Mikal Thomsen's Tacoma Rainiers will miss the Pacific Coast League playoffs this year and are among the lowest in attendance of the 16 clubs in professional baseball's most far flung conference. But winding up his third season as leader of the ownership team, Thomsen enthuses that "things have turned out great."
The guy who attended his first Tacoma baseball game with his dad in 1960 at the age of three to watch the triple-A team then called the Giants and grew up rooting for his hometown team, which went through many nicknames, now finds himself living "a dream come true" as part owner of the triple-A team.
More than just a "part owner," it was Thomsen who convinced his business partner at Trilogy Partnerships, John Stanton, to join the ownership team he was putting together to buy the Tacoma PCL franchise prior to the 2011 season.

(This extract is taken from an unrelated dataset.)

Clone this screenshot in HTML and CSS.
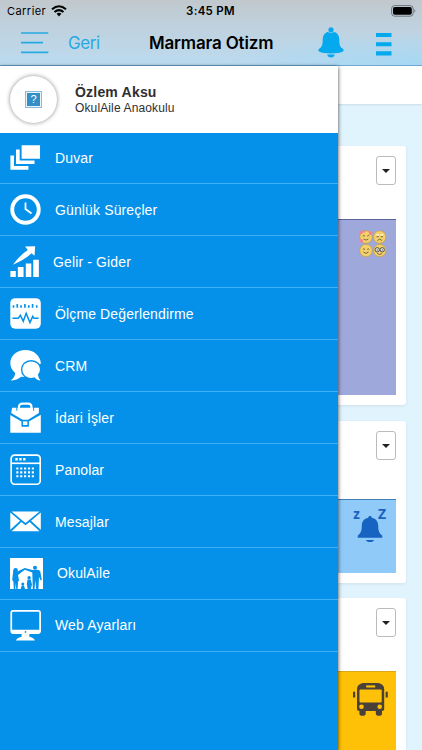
FILE: index.html
```html
<!DOCTYPE html>
<html lang="tr">
<head>
  <meta charset="UTF-8" />
  <meta name="viewport" content="width=device-width, initial-scale=1.0" />
  <title>Marmara Otizm</title>
  <link rel="stylesheet" href="styles.css">
</head>
<body>
  <header class="header">
    <div class="status-bar">
      <div class="carrier">
        <span>Carrier</span>
        <svg width="16" height="12" viewBox="0 0 16 12" fill="none" stroke="#000" stroke-width="2.1">
          <path d="M1 4.2Q8 -1.7 15 4.2M3.5 7Q8 3.3 12.5 7" />
          <path d="M5.6 8.8Q8 6.8 10.4 8.8L8 11.4Z" fill="#000" stroke="none" />
        </svg>
      </div>
      <div class="time">3:45 PM</div>
      <svg class="battery" width="25" height="12" viewBox="0 0 25 12">
        <rect x=".6" y=".6" width="21.6" height="10.6" rx="3" fill="none" stroke="#697680" />
        <rect x="2" y="2" width="18.8" height="7.8" rx="1.7" />
        <path d="M23.4 4.2Q25.4 5.9 23.4 7.6Z" fill="#697680" />
      </svg>
    </div>
    <nav class="nav-bar">
      <button class="menu-btn" aria-label="Menü">
        <svg width="28" height="22" viewBox="0 0 28 22" stroke="#27aae1" stroke-width="1.7">
          <path d="M0 1H27.3M0 10.7H22M0 20.4H27.3" />
        </svg>
      </button>
      <a class="back" href="#">Geri</a>
      <h1>Marmara Otizm</h1>
      <svg class="bell" width="26" height="31" viewBox="0 0 26 31" fill="#05a9ed">
        <circle cx="13" cy="2.8" r="2.6" />
        <path d="M13 4.2C7.5 4.2 4.7 8 4.7 12.5C4.7 18.5 3.8 20 1.2 21.7C0 22.6 0 24.1 1.2 24.6C3.5 26.1 8 26.4 13 26.4S22.5 26.1 24.8 24.6C26 24.1 26 22.6 24.8 21.7C22.2 20 21.3 18.5 21.3 12.5C21.3 8 18.5 4.2 13 4.2Z" />
        <path d="M9.2 27.4H16.8C16.2 31.4 9.8 31.4 9.2 27.4Z" />
        <path d="M9.8 4.7Q13 7 16.2 4.7" fill="none" stroke="#bdd9ea" stroke-width=".6" />
      </svg>
      <svg class="more" width="16" height="23" viewBox="0 0 16 23" fill="#05a9ed">
        <path d="M0 0H15.5V4.1H0ZM0 9.2H15.5V13.3H0ZM0 18.3H15.5V22.4H0Z" />
      </svg>
    </nav>
  </header>

  <main class="page">
    <div class="toolbar"></div>
    <section class="card moods">
      <button class="dropdown"></button>
      <div class="media">
        <svg width="28" height="28" viewBox="0 0 28 28">
          <g fill="#f5d269" stroke="#c6a04b" stroke-width=".8">
            <circle cx="7" cy="7" r="6.2" /><circle cx="20.7" cy="7" r="6.2" />
            <circle cx="7" cy="20.5" r="6.2" /><circle cx="20.7" cy="20.5" r="6.2" />
          </g>
          <g fill="none" stroke="#695744" stroke-width=".9">
            <path d="M3.8 6.2Q5 4.5 6 6.2M8.2 6.2Q9.2 4.5 10.4 6.2M4.6 9Q7 11.3 9.4 9" />
            <path d="M17.5 6.7H19.8M21.8 6.7H24M18.3 10.5Q20.7 7.8 23 10.5" />
            <path d="M3.8 19.5Q5 18 6 19.5M8.2 19.5Q9.2 18 10.4 19.5M4.4 22Q7 24.8 9.6 22M18.2 23.5Q20.7 25.5 23 23.5" />
          </g>
          <g fill="#f5818e">
            <circle cx="2" cy="2.6" r="1.8" /><circle cx="11.6" cy="3" r="1.9" />
            <circle cx="2.2" cy="10.8" r="1.9" /><circle cx="5" cy="1.6" r="1.2" />
          </g>
          <path d="M17.2 4.9H20M21.5 4.9H24.2" stroke="#fff" />
          <g fill="#e9e8df" stroke="#504d44" stroke-width="1">
            <circle cx="18.2" cy="19.8" r="2.2" /><circle cx="23.2" cy="19.8" r="2.2" />
          </g>
          <path d="M17.8 20H18.8M22.8 20H23.8" stroke="#333" />
        </svg>
      </div>
    </section>
    <section class="card sleep">
      <button class="dropdown"></button>
      <div class="media">
        <svg width="34" height="34" viewBox="0 0 34 34" fill="#1763c2">
          <path d="M17 7.1C16 7.1 15.4 7.8 15.2 8.7C11 9.4 8.8 12.8 8.8 16.5C8.8 22.6 7.8 23.7 4.7 26.8V28.8H29.3V26.8C26.2 23.7 25.2 22.6 25.2 16.5C25.2 12.8 23 9.4 18.8 8.7C18.6 7.8 18 7.1 17 7.1ZM13 31H21Q20.4 33 17 33T13 31Z" />
          <text x=".2" y="10.3" class="z-small">z</text>
          <text x="25" y="10.3" class="z-large">Z</text>
        </svg>
      </div>
    </section>
    <section class="card service">
      <button class="dropdown"></button>
      <div class="media">
        <svg width="35" height="33" viewBox="0 0 35 33" fill="#494139">
          <path d="M9.6 0H25.6Q31.2 1.5 31.2 6V26.3Q31.2 28 29 28V30.5Q29 32.8 26.2 32.8Q22.8 32.8 22.8 30.5V28H12.7V30.5Q12.7 32.8 9.5 32.8Q6.4 32.8 6.4 30.5V28Q4 28 4 26.3V6Q4 1.5 9.6 0Z" />
          <path d="M0 9.6Q0 8.5 1.1 8.5T2.2 9.6V14.6H0ZM32.6 9.6Q32.6 8.5 33.7 8.5T34.8 9.6V14.6H32.6Z" />
          <rect x="6.5" y="6.6" width="22.2" height="12.8" rx="1" fill="#ffc107" />
          <path d="M13.2 2.4H22.2V4.5H13.2Z" fill="#ffc107" />
          <g fill="#ffc107"><circle cx="8.5" cy="23.7" r="2.3" /><circle cx="26.7" cy="23.7" r="2.3" /></g>
        </svg>
      </div>
    </section>
  </main>

  <aside class="drawer">
    <div class="profile">
      <div class="avatar">
        <svg width="17" height="17" viewBox="0 0 17 17">
          <rect x=".5" y=".5" width="16" height="16" fill="#e9f4fa" stroke="#8dbad6" />
          <rect x="2" y="2" width="13" height="13" fill="#338fc6" />
          <text x="8.5" y="12.3" class="question">?</text>
        </svg>
      </div>
      <div class="user">
        <strong>Özlem Aksu</strong>
        <span>OkulAile Anaokulu</span>
      </div>
    </div>
    <ul class="menu">
      <li>
        <svg viewBox="0 0 32 32"><path d="M12 3.3H31V17.3H12ZM6.2 7.8H10V19H25.3V22.7H6.2ZM.4 14H4.1V24.9H19V28.7H.4Z" /></svg>
        <span>Duvar</span>
      </li>
      <li>
        <svg viewBox="0 0 32 32" fill="none" stroke="#fff"><circle cx="16" cy="16" r="13.7" stroke-width="4" /><path d="M16 8.7V15.5L22.2 20.1" stroke-width="1.8" /></svg>
        <span>Günlük Süreçler</span>
      </li>
      <li class="narrow">
        <svg viewBox="0 0 32 32"><path d="M.4 25.8H6V32H.4ZM8.1 21.7H14V32H8.1ZM16.3 18H22V32H16.3ZM24 14.2H29.8V32H24ZM3 19.3Q10 9.7 18.4 4.2L15.5.6L26 .2L25.3 10L22.2 7.6Q15.4 14 3 19.3Z" /></svg>
        <span>Gelir - Gider</span>
      </li>
      <li>
        <svg viewBox="0 0 32 32">
          <rect x=".3" y=".2" width="31.5" height="31.5" rx="5" />
          <path d="M3.6 7.6V10.1M7.5 6.1V10.1M11.4 7.6V10.1M15.4 6.1V10.1M19.4 7.6V10.1M23.3 6.1V10.1M27.6 7.6V10.1" stroke="#0591e9" stroke-width="1.7" />
          <path d="M2.5 21H8.4L10.7 17.8L13.7 24L16.7 15.8L20.6 25.4L23.5 19L24.8 21H29.5" fill="none" stroke="#0591e9" stroke-width="1.6" />
        </svg>
        <span>Ölçme Değerlendirme</span>
      </li>
      <li>
        <svg viewBox="0 0 32 32">
          <path d="M16 0C7 0 .3 6 .3 13.5C.3 17.5 2.1 21 5.3 23.7Q5.3 27.8 .7 31.5Q7.5 31.2 11.5 27.5L16 27.8L24 20L31.9 14C31.3 5.5 24.3 0 16 0Z" />
          <path d="M21.8 11.8C16.5 11.8 12.8 15.5 12.8 20.3S16.7 28.8 21.8 28.8Q23.8 28.8 25.3 28.2Q27.4 31.4 31.6 31.4Q29 28.9 28.8 25.4Q30.9 23.2 30.9 20.3C30.9 15.5 27.1 11.8 21.8 11.8Z" stroke="#0591e9" stroke-width="3" paint-order="stroke" />
        </svg>
        <span>CRM</span>
      </li>
      <li>
        <svg viewBox="0 0 32 32">
          <path d="M9.2 7V5.3Q9.2 1.7 13 1.7H18.7Q22.2 1.7 22.2 5.3V7" fill="none" stroke="#fff" stroke-width="2.2" />
          <path d="M2.2 6H29.8V11.4L18.7 18.4H13L1.2 11.3ZM.3 13.4L11.8 20.1V25.5H19.5V20.1L31.8 13.2V31.8H.3Z" />
          <path d="M13.4 20H17.9V23.7H13.4Z" />
          <path d="M7 5.3V9M24.4 5.3V9" stroke="#0591e9" stroke-width="1" />
        </svg>
        <span>İdari İşler</span>
      </li>
      <li>
        <svg viewBox="0 0 32 32" fill="none" stroke="#fff" stroke-width="1.7">
          <rect x="1.2" y="1.2" width="30" height="30" rx="3.5" /><path d="M1.2 9.6H31.2" />
          <path d="M5.5 5.5H8M9.5 5.5H12M13.5 5.5H16" stroke-width="2.5" />
          <path d="M6.5 15H24.7M6.5 19H24.7M6.5 23H24.7" stroke-width="2.2" stroke-dasharray="2.2 1.8" />
        </svg>
        <span>Panolar</span>
      </li>
      <li>
        <svg viewBox="0 0 32 32"><path d="M1.7 5.8H30.5L20.1 14.3L16 17.6L11.9 14.3ZM.3 6.8L10.4 15.3L.3 24.5ZM31.8 6.8V24.5L21.7 15.3ZM11.7 16.5L16 19.8L20.3 16.5L30.5 26H1.7Z" /></svg>
        <span>Mesajlar</span>
      </li>
      <li class="wide">
        <svg viewBox="0 0 33 31">
          <path d="M0 0H33V31H0Z" />
          <g fill="#0591e9">
            <circle cx="5.6" cy="12.4" r="2.3" /><circle cx="25" cy="9.8" r="2" /><circle cx="19.1" cy="19.7" r="1.7" /><circle cx="12.8" cy="26" r="1.5" />
            <path d="M3.3 12.5L2.2 22L3.4 23.5L3.8 31H5.3L5.7 25L6.2 31H7.6L8 24L9 22.5L8 17L14.8 11.8L22.3 14.6L22.8 31H24.6L25.2 22L26.2 31H28.4L29 19L30.7 22.5L31.8 21.8L30.2 13.3Q29.5 11.8 27.5 11.7L22.4 12L14.8 10L7.5 13.5Z" />
            <path d="M17.5 21.5H20.7L22 26.5L20.8 31H17.6L16.8 26Z" />
            <path d="M11.7 27.5H14L15 31H10.6Z" />
          </g>
        </svg>
        <span>OkulAile</span>
      </li>
      <li>
        <svg viewBox="0 0 32 32">
          <path fill-rule="evenodd" d="M3 0H29Q32 0 32 3V21.5Q32 24.7 29 24.7H20V27.5Q25.5 29.1 25.7 31.6H6.2Q6.4 29.1 12 27.5V24.7H3Q.4 24.7 .4 21.5V3Q.4 0 3 0ZM3.2 1.7Q2.2 1.7 2.2 2.7V20.4H30.2V2.7Q30.2 1.7 29.2 1.7Z" />
          <circle cx="16" cy="22.6" r=".9" fill="#0591e9" />
        </svg>
        <span>Web Ayarları</span>
      </li>
    </ul>
  </aside>
</body>
</html>
```

FILE: styles.css
```css
html, body {
  margin: 0;
  padding: 0;
  height: 100%;
  overflow: hidden;
  background-color: #e0f4fe;
  font-family: 'Liberation Sans', Arial, sans-serif;
}

body {
  position: relative;
}

button {
  background: none;
  border: none;
  padding: 0;
}

svg {
  display: block;
  flex-shrink: 0;
}

.header {
  height: 66px;
  box-sizing: border-box;
  border-bottom: 1px solid #6ca8d1;
  background: radial-gradient(ellipse at 100% 100%, #a6d7f3 0, rgba(166, 215, 243, 0) 35%), linear-gradient(#c1c8cd, #bfd1de 40%, #bcdbef);
  font-family: Inter, sans-serif;
}

.status-bar {
  height: 22px;
  display: grid;
  grid-template-columns: 1fr auto 1fr;
  align-items: center;
  padding: 0 6px 0 7px;
  box-sizing: border-box;
  font-size: 11px;
}

.carrier {
  display: flex;
  align-items: center;
  gap: 5px;
  letter-spacing: 0.45px;
}

.time {
  position: relative;
  left: -1px;
  font-size: 11.5px;
  font-weight: 600;
  letter-spacing: 0.3px;
}

.battery {
  justify-self: end;
}

.nav-bar {
  height: 43px;
  display: grid;
  grid-template-columns: 47px 81px 169px 60px 1fr;
  padding-left: 21px;
}

.menu-btn {
  height: 22px;
  margin-top: 10px;
}

.back {
  margin-top: 11px;
  line-height: 21px;
  color: #27aae1;
  font-size: 17px;
  text-decoration: none;
  letter-spacing: -0.4px;
}

h1 {
  margin: 11px 0 0;
  font-size: 17px;
  line-height: 21px;
  font-weight: 600;
  letter-spacing: -0.17px;
}

.bell {
  margin-top: 5px;
}

.more {
  margin: 11px 0 0 -2px;
}

.page {
  height: calc(100% - 66px);
  overflow: hidden;
  display: flex;
  flex-direction: column;
}

.toolbar {
  height: 38px;
  margin-bottom: 42px;
  background: #fff;
  box-shadow: 0 1px 2px #ccdce3;
  flex-shrink: 0;
}

.card {
  height: 259px;
  margin: 0 16px 16px;
  padding: 10px;
  box-sizing: border-box;
  border-radius: 3px;
  background: #fff;
  box-shadow: 0 1px 3px #d0e1e8;
  display: flex;
  flex-direction: column;
  flex-shrink: 0;
}

.dropdown {
  width: 20px;
  height: 29px;
  margin-bottom: 34px;
  border: 1px solid #bbb;
  border-radius: 3px;
  align-self: flex-end;
  display: flex;
  align-items: center;
  justify-content: center;
  flex-shrink: 0;
}

.dropdown::after {
  content: "";
  border: 4px solid transparent;
  border-top-color: #222;
  border-bottom: 0;
}

.media {
  flex: 1;
  display: flex;
  justify-content: flex-end;
  box-sizing: border-box;
}

.moods .media {
  padding: 10px 9px;
  background: #9fa8da;
  border-top: 1px solid #5b6299;
}

.sleep {
  height: 162px;
  margin-bottom: 15px;
}

.sleep .media {
  margin-top: 5px;
  padding: 9px 9px 0;
  background: #90caf9;
  border-top: 1px solid #3f80b9;
}

.sleep .media svg {
  overflow: visible;
}

.z-small,
.z-large {
  font-family: 'Open Sans', sans-serif;
  font-weight: 700;
  font-size: 14px;
}

.z-small {
  font-size: 13.5px;
}

.service .media {
  padding: 11px 8px;
  background: #ffc107;
  border-top: 1px solid #d9a719;
}

/* side menu over the page */
.drawer {
  position: absolute;
  top: 66px;
  left: 0;
  bottom: 0;
  width: 337.6px;
  background: #0591e9;
  box-shadow: 0 1px 4px rgba(0, 0, 0, 0.75);
}

.profile {
  height: 66.5px;
  display: flex;
  align-items: center;
  gap: 18px;
  padding-left: 10px;
  background: #fff;
}

.avatar {
  width: 47px;
  height: 47px;
  border-radius: 50%;
  box-shadow: 0 0 4px #888;
  display: flex;
  align-items: center;
  justify-content: center;
}

.question {
  fill: #fff;
  font-size: 11px;
  text-anchor: middle;
}

.user {
  display: flex;
  flex-direction: column;
  margin-top: 2px;
  color: #302e30;
  font-size: 12px;
  line-height: 16px;
  letter-spacing: 0.13px;
}

.user strong {
  font-size: 14px;
  letter-spacing: 0.2px;
}

.menu {
  list-style: none;
  margin: 0;
  padding: 0;
}

.menu li {
  height: 51.95px;
  box-sizing: border-box;
  border-bottom: 1px solid #43b0f5;
  padding-left: 10px;
  display: flex;
  align-items: center;
  gap: 14px;
  color: #fff;
  font-size: 14px;
  letter-spacing: 0.13px;
}

.menu svg {
  width: 31px;
  height: 31px;
  fill: #fff;
}

.menu svg[fill="none"] {
  fill: none;
}

.menu .narrow {
  gap: 12px;
}

.menu .wide svg {
  width: 33px;
}
```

No less a baseball fan than Thomsen, Stanton was already part of the Seattle Mariners' ownership team and a year earlier had convinced Thomsen to partner with him in the purchase of the Walla Walla Sweets, a West Coast League expansion in a league for college players just below professional ball.
And although Thomsen's regular business card denotes his role as a managing partner in the wireless venture and investment firm populated by icons of the growth of the wireless industry, he prefers to pass out the card identifying himself as the CEO of the Baseball Club of Tacoma.
Tacoma's population of just over 200,000 makes it the smallest market in the league at about 40 percent the size of the largest PCL markets and its attendance this year that will wind up at about 270,000 is just over half of the nearly 500,000 of the Sacramento River Cats.
But despite the challenges to financial success, including being the AAA franchise closest to a major league city (close enough to lose some fans every game who opt to head north to watch the Mariners) with two years of learning under his belt, Thomsen says things have fallen into place in this third season.
"The first year was a learning experience and I felt a little like a depression-era child waiting for another shoe to drop," Thomsen said. "The second year was mostly positive and this year has been great. We're fully capitalized with 20 partners, new investors, and we've started expanding beyond the baseball model."
"We originally had to put more money in than we anticipated, but we have more than enough money at this point," he said.
"I believe our revenue per fan is higher than most franchises because we do a better job of packaging products together," Thomsen said. "And I believe, though I am somewhat biased, that we offer the best food in our concession stands, the best merchandise in our team store, and the nicest park in minor league baseball."
Thomsen says he's "very happy" with Aaron Artman, the team president retained from previous ownership. "He has been able to add a new head of revenue and a new controller who have helped tremendously on the revenue and cost control sides of the business. And everyone is working hard to make a visit to the park a lot of fun for the fans."
Thomsen, a businessman even more than a baseball fan, isn't being Pollyannaish in his enthusiasm for the ownership and management teams he has assembled.
Despite its small-market status and lower attendance numbers, Thomsen says Tacoma, which does not release its financials, "is doing better than many of the PCL teams in both revenue andoperating income."
And while success on the field is mostly in the hands of Tacoma's major-league affiliate the Seattle Mariners, the fifth-place finish has added to the fan appeal.
And he said they're realizing that "we have the stadium for 365 days a year and only need it for 72 days for baseball. So we looking for other ways we can add to our revenue by adding to our use of the stadium and doing other things with our resources."
"We need to find other things we can do with the ballpark and there's not really much of a model out there," he added. "We have to start looking at the things we do that groups would pay for, like using our groundskeepers to work with parks or schools."
"A couple of things that have really developed well this year are merchandising sales out of our team store, where we're making significantly more money this year, and concessions, which we contracted with Ivar's for this year after two years of misfires," he said. "They're doing a great job for us."
That first game with his dad was actually the first Triple-A game in Tacoma since the original Tacoma Tigers departed for Sacramento 55 years earlier.
So one idea that Thomsen shared when I interviewed him for a column two years ago was that he might restore the Tigers nickname. With that in mind, the team had fans sporting Tiger hats at some games, as well as hats with the other nicknames the team has had, including Cubs, Twins, Tugs, Yankees and Tigers until the Rainiers nickname in 1995 stuck.
But he says now that the new-name idea quickly went by the wayside as a survey of fans indicated "they love the Rainiers."
Noting that the Giants' hat was the only one his dad ever wore and recalling the growing-up days watching the team, Thomsen says: "I only wish my Dad, who was a big baseball fan and passed that attribute on to all three of his kids, could have been around to see the new ballpark. He would have gotten a big kick out of it."
And likely as well out of the fact that his son now owns the team.